There’s a secret in Crown Heights, Brooklyn. If you take a stroll down Bergen Street, you’ll be be standing atop 10,000 pounds of aging cheese. Originally a brewery, the large building that takes up almost half a city block is now used as a creative space for architects, artists, and food producers. Its accompanying caves are “perfect for aging cheese” according to affineur, or cheese-ager, Sam Frank. The action of aging cheese is called affinage, the process of cheese-ripening. This ripening is what gives blue cheeses their pungent odors and moldy marbled veins; it’s what gives Brie and Camembert their slightly fuzzy rinds. Affinage allows the green moldy splotches on great wheels of cheddar or Alpine cheeses to develop. These caves in Brooklyn, now known commercially as Crown Finish Caves, join the handful of other cheese caves that are allowing American-made cheeses the same tastes and aromas as those traditionally made in natural caves in Europe. Frank, who cares for cheese in the Crown Finish Caves, notes that the building’s history of beer fermenting is great for storing and aging cheese as there are “150 years worth of yeast floating around in the air” of the caves, an ideal addition to luring cheese-loving bacteria and mold (the good kind).

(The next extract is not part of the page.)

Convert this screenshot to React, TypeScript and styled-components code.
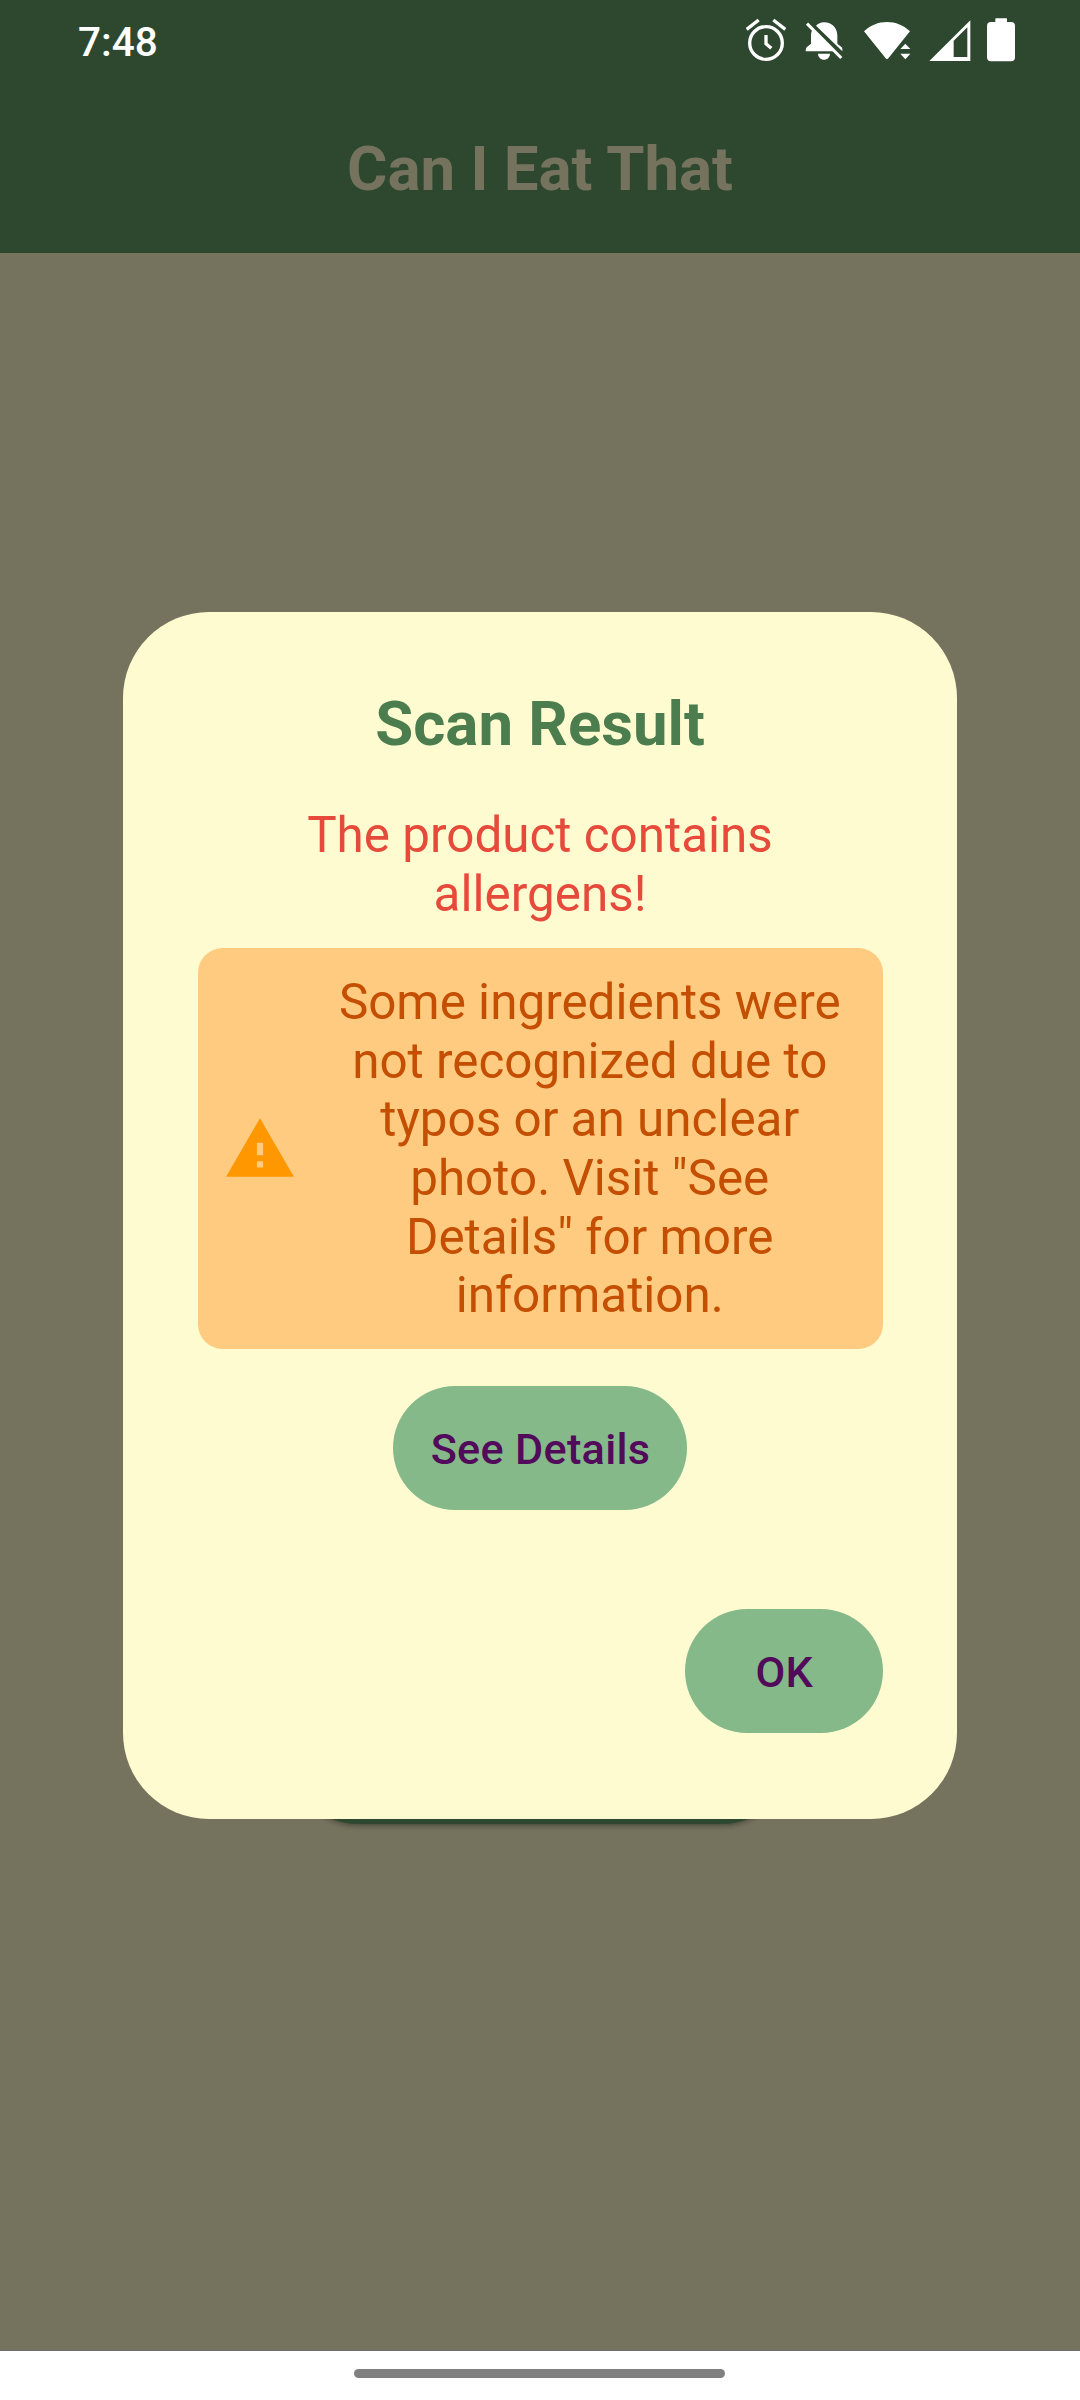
import React from "react";
import styled, { createGlobalStyle } from "styled-components";

const GlobalStyle = createGlobalStyle`
  *, *::before, *::after { box-sizing: border-box; }
  body { margin: 0; font-family: Roboto, "Noto Sans", sans-serif; }
  button { font-family: inherit; border: 0; margin: 0; }
`;

const Screen = styled.div`
  position: relative;
  width: 1080px;
  height: 2400px;
  display: flex;
  flex-direction: column;
  overflow: hidden;
  background: #75735e;
`;

const TopBar = styled.header`
  height: 253px;
  flex: none;
  display: flex;
  flex-direction: column;
  background: #2e482f;
`;

const StatusBar = styled.div`
  height: 84px;
  display: flex;
  align-items: center;
  justify-content: space-between;
  padding: 0 64px 0 78px;
`;

const Clock = styled.span`
  font-size: 40.5px;
  font-weight: 500;
  line-height: 48px;
  color: #fff;
`;

const StatusIcons = styled.div`
  display: flex;
  align-items: center;
  height: 84px;
`;

const StatusIcon = styled.svg<{ $gap?: number }>`
  display: block;
  height: 84px;
  margin-left: ${(p) => p.$gap ?? 0}px;
`;

const AppTitle = styled.h1`
  margin: 0;
  padding-top: 49px;
  text-align: center;
  font-size: 61.75px;
  font-weight: 700;
  line-height: 72px;
  color: #75735e;
`;

const Content = styled.main`
  flex: 1;
  display: flex;
  justify-content: center;
  align-items: flex-start;
  padding-top: 1447px;
  border-bottom: 2px solid #757066;
`;

const ScanButton = styled.div`
  width: 490px;
  height: 124px;
  border-radius: 62px;
  background: #2e482f;
  box-shadow: 0 2px 5px rgba(0, 0, 0, 0.35);
`;

const NavBar = styled.footer`
  height: 49px;
  flex: none;
  display: flex;
  justify-content: center;
  padding: 18px 1px 0 0;
  background: #fff;
`;

const NavHandle = styled.div`
  width: 371px;
  height: 9px;
  border-radius: 5px;
  background: #808080;
`;

const Overlay = styled.div`
  position: absolute;
  inset: 0;
  display: flex;
  justify-content: center;
  align-items: flex-start;
  padding-top: 612px;
`;

const Dialog = styled.section`
  width: 834px;
  height: 1207px;
  display: flex;
  flex-direction: column;
  padding: 74px 74.5px 86px;
  border-radius: 86px;
  background: #fffbd0;
`;

const DialogTitle = styled.h2`
  margin: 0 0 44px;
  text-align: center;
  font-size: 61.75px;
  font-weight: 700;
  line-height: 76px;
  color: #4b7d4e;
`;

const Message = styled.p<{ $color: string }>`
  margin: 0;
  flex: 1;
  text-align: center;
  font-size: 49.4px;
  line-height: 58.67px;
  color: ${(p) => p.$color};
`;

const Alert = styled.div`
  padding: 0 70px;
  display: flex;
  flex: none;
`;

const Warning = styled.div`
  display: flex;
  align-items: center;
  gap: 24.7px;
  margin-top: 24.6px;
  padding: 25px 24.7px 24.4px 25.5px;
  border-radius: 24.7px;
  background: #ffcb80;
`;

const WarningIcon = styled.svg`
  width: 74px;
  height: 74px;
  flex: none;
`;

const PillButton = styled.button<{ $width: number; $align: string; $top: number }>`
  align-self: ${(p) => p.$align};
  flex: none;
  width: ${(p) => p.$width}px;
  height: 124px;
  margin-top: ${(p) => p.$top}px;
  padding: 2px 0 0 1px;
  border-radius: 62px;
  background: #86b98a;
  color: #520a5b;
  font-size: 43.2px;
  font-weight: 500;
  letter-spacing: 0.3px;
`;

function AlarmIcon() {
  return (
    <StatusIcon viewBox="78 0 120 252" width={40} fill="none" stroke="#fff" strokeWidth={10}>
      <circle cx="138" cy="129" r="49" />
      <path d="M80 88 116 60M196 88 160 60M138 105V131L154 145" />
    </StatusIcon>
  );
}

function BellOffIcon() {
  return (
    <StatusIcon viewBox="255 0 114 252" width={38} $gap={19} fill="#fff">
      <path d="M288 77C294 71 302 67 312 67C336 67 352 84 352 107V131L365 142Q367 144 367 148V154Z" />
      <path d="M277 89C274 95 273 101 273 108V131L260 142Q257 145 257 154H346Z" />
      <path d="M294 161H330C330 171 322 179 312 179S294 171 294 161Z" />
      <path d="M261 71 364 174" stroke="#fff" strokeWidth="9" />
    </StatusIcon>
  );
}

function WifiIcon() {
  return (
    <StatusIcon viewBox="432 0 141 252" width={47} $gap={21} fill="#fff">
      <path d="M432 94C451 76 475 66 501 66S551 76 570 94L505 175Q501 180 497 175Z" />
      <path d="M541 147 556 131 571 147ZM541 161H571L556 178Z" />
    </StatusIcon>
  );
}

function SignalIcon() {
  return (
    <StatusIcon viewBox="627 0 126 252" width={42} $gap={18} fill="#fff">
      <path fillRule="evenodd" d="M628 183 751 61V183ZM701 122V171H742V82Z" />
    </StatusIcon>
  );
}

function BatteryIcon() {
  return (
    <StatusIcon viewBox="801 0 87 252" width={29} $gap={16} fill="#fff">
      <rect x="826" y="55" width="35" height="20" rx="2" />
      <rect x="801" y="66" width="84" height="118" rx="12" />
    </StatusIcon>
  );
}

export default function App() {
  return (
    <>
      <GlobalStyle />
      <Screen>
        <TopBar>
          <StatusBar>
            <Clock>7:48</Clock>
            <StatusIcons>
              <AlarmIcon />
              <BellOffIcon />
              <WifiIcon />
              <SignalIcon />
              <BatteryIcon />
            </StatusIcons>
          </StatusBar>
          <AppTitle>Can I Eat That</AppTitle>
        </TopBar>
        <Content>
          <ScanButton />
        </Content>
        <NavBar>
          <NavHandle />
        </NavBar>
        <Overlay>
          <Dialog role="dialog">
            <DialogTitle>Scan Result</DialogTitle>
            <Alert>
              <Message $color="#e64a3a">The product contains allergens!</Message>
            </Alert>
            <Warning>
              <WarningIcon viewBox="0 0 24 24" fill="#ff9800">
                <path d="M1 21h22L12 2 1 21zm12-3h-2v-2h2v2zm0-4h-2v-4h2v4z" />
              </WarningIcon>
              <Message $color="#c44e02">
                Some ingredients were not recognized due to typos or an unclear photo. Visit "See
                Details" for more information.
              </Message>
            </Warning>
            <PillButton $width={294} $align="center" $top={37}>
              See Details
            </PillButton>
            <PillButton $width={197.5} $align="flex-end" $top={99}>
              OK
            </PillButton>
          </Dialog>
        </Overlay>
      </Screen>
    </>
  );
}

Though cheese caves are popping up more and more in the United States, they are common in Europe and have been for centuries. The cool, dank environments in natural caves in Italy, France, and other cheesemaking countries are perfect for aging well-known European specimens like Camembert, Roquefort, and Gorgonzola. Cheese caves today, natural or not, aim to not only mimic these perfect natural cave conditions but also regulate them. Ventilation fans ensure proper air circulation while sensor-controlled humidifiers keep the air at moistness levels that can get up to 99.9 percent, as is the case in cheese caves in Minnesota, the Caves of Faribault. Higher humidities are ideal for some Tomme- or Alpine-style cheeses, while other cheeses like a bit dryer conditions, around 90–95%. Temperatures in cheese caves are kept cool, around 50°F, and hygiene is a top priority. In her article for Vice, writer Caitlin Gunther notes that she had to don a “a train conductor hat, a white lab coat, and white Crocs (yikes!)—as well as sanitize any and all of [her] exposed skin—just to descend into the caves.” Cheese-agers do not want any foreign bacteria to come into contact with their cheese babies and mess up the perfectly balanced probiotic cycle.
Cheese cave affinage is more than just setting wheels and blocks of cheese on shelves and saying, “See you in a few days (or months. Or years, even)!” Different cheeses have different aging needs: some need constant flipping; others need cleaning; and still other cheeses necessitate “baths”—washing the cheese in different liquids like cider, beer, wine, or brine solutions to bring out different flavors and encourage different mold growth.
In New York City, the renowned Murray’s Cheese Caves take these different cheese needs very seriously. There are even different caves for different types of cheeses: a “washed rind” cave, a “bloomy rind” cave, a “natural rind” cave, and an “Alpine” cave. In fact, Murray’s claims credit for American cheese caves gaining popularity domestically after they opened their first caves in 2004 below Bleaker Street. But the Midwestern cheese-agers of Minnesota’s Caves of Faribault claim an almost more noteworthy title: the first ones to produce a blue cheese in America, named “Treasure Cave Blue” after the Cave’s original name. The Caves of Faribault also boast that they share the same latitude as Roquefort-sur-Soulzon, France, home to the famous Roquefort cheese.
Craft, artisan, and small-batch cheese-agers are not the only ones profiting from aging their cheeses in caves. Recent news has reported that grocery store Wegman’s has opened its own cheese caves to age much of the cheese it sells to customers. But Wegman’s “cheese caves” aren’t really caves at all, but a “12,000-plus-square-foot building” near Rochester, N.Y., rather than “drippy subterranean spaces.”
The art of cheese-aging has become much more popular as these cheese caves gained renown. And they are only getting bigger. As for the caves under Bergen Street in Brooklyn, the sole cave in use now holds 10,000 pounds of cheese. At full capacity, however, the cheese-agers hope to expand use of other caves under the building, expanding the amount of aging cheese to 100,000 pounds. We can’t wait.